Но если говорить о сравнении этих двух так несхожих во многом людей, то нужно признать, что для Тьера дело буржуазии было делом не только карьерным, но, так сказать, кровным, классовое чувство было сильнее в нем, потому что он был сам буржуа с ног до головы. А Талейран только со стороны нанялся, так сказать, к буржуазии, был как бы кондотьером, отдавшим за плату свои силы тому классу, который, по его предвидению, должен был скорее победить и щедрее заплатить; сам же он с ног до головы, по привычкам, вкусам, мироощущению, оставался всегда, до могилы, старорежимным вельможей и, как в шекспировском короле Лире «каждый вершок был король», так в князе Талейране каждый вершок был аристократ.
Для Тьера, как и для Лафитта, как и для Гизо и для всего их поколения, буржуазия была венцом мироздания и цветом человечества, а буржуазная Июльская революция была окончательной и восхитительной, идеальной развязкой, точкой, которую всеблагое провидение поставило в книге судеб. Для Талейрана же буржуазия была только тем классом, для которого как раз в тот момент, когда вот он, Талейран, живет и действует, условия оказались очень благоприятны, почему и следует именно работать и итти с этим классом, а не против него.

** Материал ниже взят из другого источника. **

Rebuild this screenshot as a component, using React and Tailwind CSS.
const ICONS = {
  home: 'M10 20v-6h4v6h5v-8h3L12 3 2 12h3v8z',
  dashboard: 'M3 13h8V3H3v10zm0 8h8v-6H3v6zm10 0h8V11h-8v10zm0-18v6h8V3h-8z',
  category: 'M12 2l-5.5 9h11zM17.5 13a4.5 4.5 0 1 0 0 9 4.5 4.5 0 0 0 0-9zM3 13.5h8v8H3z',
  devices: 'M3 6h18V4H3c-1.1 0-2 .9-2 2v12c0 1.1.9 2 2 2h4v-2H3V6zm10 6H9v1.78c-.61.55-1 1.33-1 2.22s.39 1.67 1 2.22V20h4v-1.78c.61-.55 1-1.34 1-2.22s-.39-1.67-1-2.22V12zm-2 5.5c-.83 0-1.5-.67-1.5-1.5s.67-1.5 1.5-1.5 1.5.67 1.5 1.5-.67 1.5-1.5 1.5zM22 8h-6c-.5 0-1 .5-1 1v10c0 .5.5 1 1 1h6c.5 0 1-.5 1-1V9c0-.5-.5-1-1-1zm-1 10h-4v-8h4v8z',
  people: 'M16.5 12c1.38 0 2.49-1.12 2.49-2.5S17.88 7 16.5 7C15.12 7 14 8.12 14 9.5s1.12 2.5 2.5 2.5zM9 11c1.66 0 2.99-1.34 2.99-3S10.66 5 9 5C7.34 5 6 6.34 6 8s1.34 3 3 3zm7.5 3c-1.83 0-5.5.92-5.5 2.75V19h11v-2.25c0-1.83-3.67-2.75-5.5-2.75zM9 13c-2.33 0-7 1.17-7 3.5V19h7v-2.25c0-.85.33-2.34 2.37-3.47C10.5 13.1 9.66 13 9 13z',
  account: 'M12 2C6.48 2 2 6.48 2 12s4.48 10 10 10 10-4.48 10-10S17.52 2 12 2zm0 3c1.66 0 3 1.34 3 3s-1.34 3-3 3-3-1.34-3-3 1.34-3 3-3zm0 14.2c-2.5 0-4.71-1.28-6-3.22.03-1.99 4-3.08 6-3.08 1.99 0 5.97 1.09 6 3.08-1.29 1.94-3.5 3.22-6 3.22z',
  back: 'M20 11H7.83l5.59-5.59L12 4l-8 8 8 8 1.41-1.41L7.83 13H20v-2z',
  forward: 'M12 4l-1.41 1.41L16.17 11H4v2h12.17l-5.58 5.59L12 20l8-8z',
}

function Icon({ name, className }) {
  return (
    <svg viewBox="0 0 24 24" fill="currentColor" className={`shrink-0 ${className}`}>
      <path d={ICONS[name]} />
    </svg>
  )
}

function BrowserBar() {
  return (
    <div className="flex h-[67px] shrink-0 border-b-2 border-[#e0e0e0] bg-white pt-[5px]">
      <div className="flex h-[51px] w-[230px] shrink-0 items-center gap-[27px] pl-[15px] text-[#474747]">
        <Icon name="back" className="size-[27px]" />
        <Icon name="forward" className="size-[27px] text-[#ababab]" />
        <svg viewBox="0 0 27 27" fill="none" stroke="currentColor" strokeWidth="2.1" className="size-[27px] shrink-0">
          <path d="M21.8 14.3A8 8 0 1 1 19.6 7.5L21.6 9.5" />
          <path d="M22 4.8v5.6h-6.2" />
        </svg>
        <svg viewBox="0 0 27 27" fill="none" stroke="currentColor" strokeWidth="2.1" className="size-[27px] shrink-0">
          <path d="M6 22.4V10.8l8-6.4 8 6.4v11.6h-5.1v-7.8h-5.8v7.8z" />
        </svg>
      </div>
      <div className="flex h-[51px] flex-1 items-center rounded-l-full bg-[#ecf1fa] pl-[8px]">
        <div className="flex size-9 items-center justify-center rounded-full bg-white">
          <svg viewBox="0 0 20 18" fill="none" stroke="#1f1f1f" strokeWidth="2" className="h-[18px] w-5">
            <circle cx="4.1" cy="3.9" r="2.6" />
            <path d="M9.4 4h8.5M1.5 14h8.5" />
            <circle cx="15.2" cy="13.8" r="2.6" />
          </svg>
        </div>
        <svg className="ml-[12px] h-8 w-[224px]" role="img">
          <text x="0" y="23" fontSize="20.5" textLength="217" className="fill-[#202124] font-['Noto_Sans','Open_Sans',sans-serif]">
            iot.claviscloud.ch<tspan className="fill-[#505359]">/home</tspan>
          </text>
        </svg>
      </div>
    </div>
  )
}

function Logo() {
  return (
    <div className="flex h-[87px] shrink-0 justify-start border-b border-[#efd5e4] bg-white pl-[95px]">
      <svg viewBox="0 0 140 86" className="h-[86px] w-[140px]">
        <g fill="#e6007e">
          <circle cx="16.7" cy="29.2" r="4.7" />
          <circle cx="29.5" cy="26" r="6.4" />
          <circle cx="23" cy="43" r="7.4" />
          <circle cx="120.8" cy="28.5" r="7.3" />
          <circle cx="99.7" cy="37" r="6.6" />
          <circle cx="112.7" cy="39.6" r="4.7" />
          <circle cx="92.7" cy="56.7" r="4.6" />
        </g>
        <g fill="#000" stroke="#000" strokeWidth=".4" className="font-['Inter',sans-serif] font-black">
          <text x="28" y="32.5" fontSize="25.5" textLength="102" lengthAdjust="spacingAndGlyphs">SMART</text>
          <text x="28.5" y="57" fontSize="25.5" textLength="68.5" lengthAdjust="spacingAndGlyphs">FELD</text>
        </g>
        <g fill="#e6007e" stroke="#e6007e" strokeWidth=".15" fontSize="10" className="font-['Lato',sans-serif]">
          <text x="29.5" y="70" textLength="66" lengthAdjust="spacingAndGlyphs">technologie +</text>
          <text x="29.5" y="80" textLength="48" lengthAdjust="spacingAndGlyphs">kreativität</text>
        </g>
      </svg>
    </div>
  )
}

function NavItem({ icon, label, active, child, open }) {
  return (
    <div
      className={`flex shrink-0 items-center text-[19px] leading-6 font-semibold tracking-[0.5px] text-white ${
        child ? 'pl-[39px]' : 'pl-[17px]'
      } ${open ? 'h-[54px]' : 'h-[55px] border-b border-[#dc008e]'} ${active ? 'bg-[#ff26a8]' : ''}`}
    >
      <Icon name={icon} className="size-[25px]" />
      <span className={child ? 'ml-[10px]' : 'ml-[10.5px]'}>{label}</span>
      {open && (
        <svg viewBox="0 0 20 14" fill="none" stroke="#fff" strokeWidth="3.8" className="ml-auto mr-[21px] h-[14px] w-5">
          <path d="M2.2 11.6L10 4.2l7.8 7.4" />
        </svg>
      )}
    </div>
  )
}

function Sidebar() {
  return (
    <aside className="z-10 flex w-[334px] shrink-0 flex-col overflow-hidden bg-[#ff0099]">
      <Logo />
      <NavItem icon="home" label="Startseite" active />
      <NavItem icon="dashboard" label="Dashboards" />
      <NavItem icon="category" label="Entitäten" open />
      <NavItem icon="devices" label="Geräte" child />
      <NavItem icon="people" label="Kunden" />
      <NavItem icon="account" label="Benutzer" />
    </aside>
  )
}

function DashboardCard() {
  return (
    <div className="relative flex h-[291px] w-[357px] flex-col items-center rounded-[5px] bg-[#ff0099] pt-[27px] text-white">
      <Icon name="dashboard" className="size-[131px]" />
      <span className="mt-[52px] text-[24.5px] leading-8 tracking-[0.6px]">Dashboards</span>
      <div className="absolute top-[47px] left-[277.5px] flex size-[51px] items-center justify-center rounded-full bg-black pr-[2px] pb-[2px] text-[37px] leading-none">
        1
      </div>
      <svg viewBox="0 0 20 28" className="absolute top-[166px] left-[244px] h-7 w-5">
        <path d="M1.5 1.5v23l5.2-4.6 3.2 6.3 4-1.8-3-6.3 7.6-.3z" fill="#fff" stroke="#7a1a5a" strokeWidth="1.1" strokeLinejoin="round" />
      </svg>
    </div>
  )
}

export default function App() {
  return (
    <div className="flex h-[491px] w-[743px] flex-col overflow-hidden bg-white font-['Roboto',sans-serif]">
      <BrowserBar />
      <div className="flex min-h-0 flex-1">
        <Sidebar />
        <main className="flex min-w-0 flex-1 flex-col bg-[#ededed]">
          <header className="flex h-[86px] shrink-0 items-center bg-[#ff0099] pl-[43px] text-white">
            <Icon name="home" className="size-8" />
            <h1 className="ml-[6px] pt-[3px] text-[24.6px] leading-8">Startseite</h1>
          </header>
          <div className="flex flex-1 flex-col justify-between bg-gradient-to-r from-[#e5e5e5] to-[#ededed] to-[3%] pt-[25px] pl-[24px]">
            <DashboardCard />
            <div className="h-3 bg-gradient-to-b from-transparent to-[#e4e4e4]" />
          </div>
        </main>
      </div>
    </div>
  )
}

А революция 1830 года, с точки зрения политической философии старого дипломата, была лишь одним из эпизодов французской истории, за которым в свое время последуют другие эпизоды, очень может быть совсем противоположного характера по своим результатам. Но об этих далеких будущих событиях Талейран не любил рассуждать. Да он и не забывал, что ему перевалило за восемьдесят и что уж во всяком случае для него-то лично Июльская революция, конечно, будет последней, которую ему суждено было увидеть.